SPARK-56663 recovered most of that for MIN/HR/DAY using the offset-arithmetic + 
DST-guard pattern. This PR extends the same recovery to WEEK / MONTH / QUARTER 
/ YEAR - the levels that drive monthly/quarterly aggregations in analytics 
workloads.
   
   `DateTimeBenchmark` Truncation results, wholestage on, ns/row on a 12th Gen 
Intel i7-1260P (master = pre-SPARK-56663):
   
   | level   | master baseline | this PR | speedup |
   |---------|---------------:|--------:|--------:|
   | WEEK    | 165.2 |  78.2 | 2.11× |
   | MONTH   | 181.9 |  92.2 | 1.97× |
   | MM      | 182.2 |  92.5 | 1.97× |
   | MON     | 182.9 |  92.7 | 1.97× |
   | QUARTER | 216.8 | 108.8 | 1.99× |
   | YEAR    | 205.2 |  96.7 | 2.12× |
   | YYYY    | 205.8 |  96.9 | 2.12× |
   | YY      | 206.3 |  96.0 | 2.15× |
   
   Time-level units (MIN/HR/DAY/SECOND) and `trunc(date, ...)` are unchanged 
within noise; the hot path for those levels is byte-identical to SPARK-56663 
after the unification.
   
   ### Does this PR introduce _any_ user-facing change?
   
   No. The output of `date_trunc` is identical to master in all cases, 
including DST-spanning truncations (verified by the offset-equality guard + 
slow-path fallback, plus the new tests). Only the internal implementation 
changes.
   
   ### How was this patch tested?
   
   - `DateTimeUtilsSuite` - all 66 tests pass, including:
     - `SPARK-33404: test truncTimestamp when time zone offset from UTC has a 
granularity of seconds`, extended to also exercise WEEK / MONTH / QUARTER / 
YEAR with the 1769-10-17 LMT timestamp across **every** available zone (the 
existing loop already covered SECOND/MILLI/MICRO; SPARK-56663 added HOUR/DAY; 
this PR completes the matrix).
     - The existing `truncTimestamp` test, which loops WEEK / MONTH / QUARTER / 
YEAR for 2015 timestamps across every zone.

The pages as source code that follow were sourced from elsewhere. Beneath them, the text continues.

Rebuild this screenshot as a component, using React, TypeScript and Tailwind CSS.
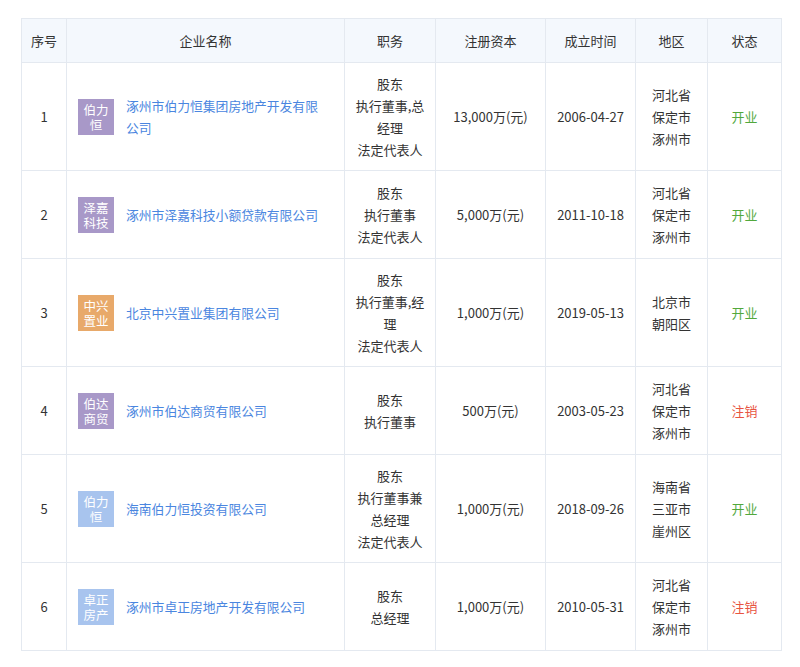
const rows = [
  { n: 1, logo: ["伯力", "恒"], c: "bg-[#a898c8]", name: "涿州市伯力恒集团房地产开发有限公司", job: ["股东", "执行董事,总", "经理", "法定代表人"], cap: "13,000万(元)", date: "2006-04-27", area: ["河北省", "保定市", "涿州市"], st: "开业", h: "h-[108px]" },
  { n: 2, logo: ["泽嘉", "科技"], c: "bg-[#a898c8]", name: "涿州市泽嘉科技小额贷款有限公司", job: ["股东", "执行董事", "法定代表人"], cap: "5,000万(元)", date: "2011-10-18", area: ["河北省", "保定市", "涿州市"], st: "开业", h: "h-[88px]" },
  { n: 3, logo: ["中兴", "置业"], c: "bg-[#e8a96a]", name: "北京中兴置业集团有限公司", job: ["股东", "执行董事,经", "理", "法定代表人"], cap: "1,000万(元)", date: "2019-05-13", area: ["北京市", "朝阳区"], st: "开业", h: "h-[108px]" },
  { n: 4, logo: ["伯达", "商贸"], c: "bg-[#a898c8]", name: "涿州市伯达商贸有限公司", job: ["股东", "执行董事"], cap: "500万(元)", date: "2003-05-23", area: ["河北省", "保定市", "涿州市"], st: "注销", h: "h-[88px]" },
  { n: 5, logo: ["伯力", "恒"], c: "bg-[#a8c4ee]", name: "海南伯力恒投资有限公司", job: ["股东", "执行董事兼", "总经理", "法定代表人"], cap: "1,000万(元)", date: "2018-09-26", area: ["海南省", "三亚市", "崖州区"], st: "开业", h: "h-[108px]" },
  { n: 6, logo: ["卓正", "房产"], c: "bg-[#a8c4ee]", name: "涿州市卓正房地产开发有限公司", job: ["股东", "总经理"], cap: "1,000万(元)", date: "2010-05-31", area: ["河北省", "保定市", "涿州市"], st: "注销", h: "h-[88px]" },
];
const cols = "grid grid-cols-[45px_278px_91px_110px_90px_72px_74px]";
const cell = "flex items-center justify-center border-r border-[#e4e9f0] text-center";
export default function App() {
  return (
    <div className="w-[800px] h-[667px] bg-white pt-[18px] pl-[21px] text-[13px] text-[#333]" style={{ fontFamily: '"Noto Sans CJK SC", "Noto Sans", sans-serif' }}>
      <div className="w-[761px] border-l border-t border-[#e4e9f0]">
        <div className={`${cols} h-[44px] bg-[#f4f8fd] border-b border-[#e4e9f0]`}>
          {["序号", "企业名称", "职务", "注册资本", "成立时间", "地区", "状态"].map((t) => (
            <div key={t} className={cell}>{t}</div>
          ))}
        </div>
        {rows.map((r) => (
          <div key={r.n} className={`${cols} ${r.h} border-b border-[#e4e9f0] leading-[22px]`}>
            <div className={cell}>{r.n}</div>
            <div className="flex items-center border-r border-[#e4e9f0] pl-[11px] pr-5">
              <div className={`${r.c} w-[36px] h-[36px] shrink-0 flex flex-col items-center justify-center text-white text-[12.5px] leading-[15px]`}>
                <span>{r.logo[0]}</span><span>{r.logo[1]}</span>
              </div>
              <div className="ml-[12px] text-[#4a86e0] text-left text-[12.8px]">{r.name}</div>
            </div>
            <div className={`${cell} flex-col`}>{r.job.map((j, i) => <span key={i}>{j}</span>)}</div>
            <div className={cell}>{r.cap}</div>
            <div className={cell}>{r.date}</div>
            <div className={`${cell} flex-col`}>{r.area.map((j, i) => <span key={i}>{j}</span>)}</div>
            <div className={`${cell} ${r.st === "开业" ? "text-[#52a83c]" : "text-[#e8543f]"}`}>{r.st}</div>
          </div>
        ))}
      </div>
    </div>
  );
}
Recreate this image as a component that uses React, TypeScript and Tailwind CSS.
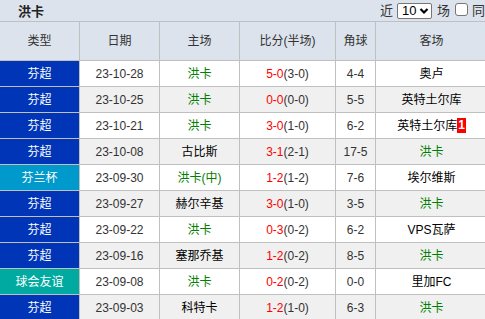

     - New test `truncTimestamp date-level units across DST boundaries` - 
covers YEAR / QUARTER truncation that crosses the LA spring-forward (DST guard 
fires, fallback path runs) and MONTH truncation entirely within DST (fast path 
stays).
   - `DateExpressionsSuite` - all tests pass (no changes to expression-level 
code, only the underlying `DateTimeUtils` helpers).
   - `DateTimeBenchmark` re-run via the GitHub Actions `Run benchmarks` 
workflow on this fork for JDK 17, 21, and 25; results committed back to the 
branch.
   
   ### Was this patch authored or co-authored using generative AI tooling?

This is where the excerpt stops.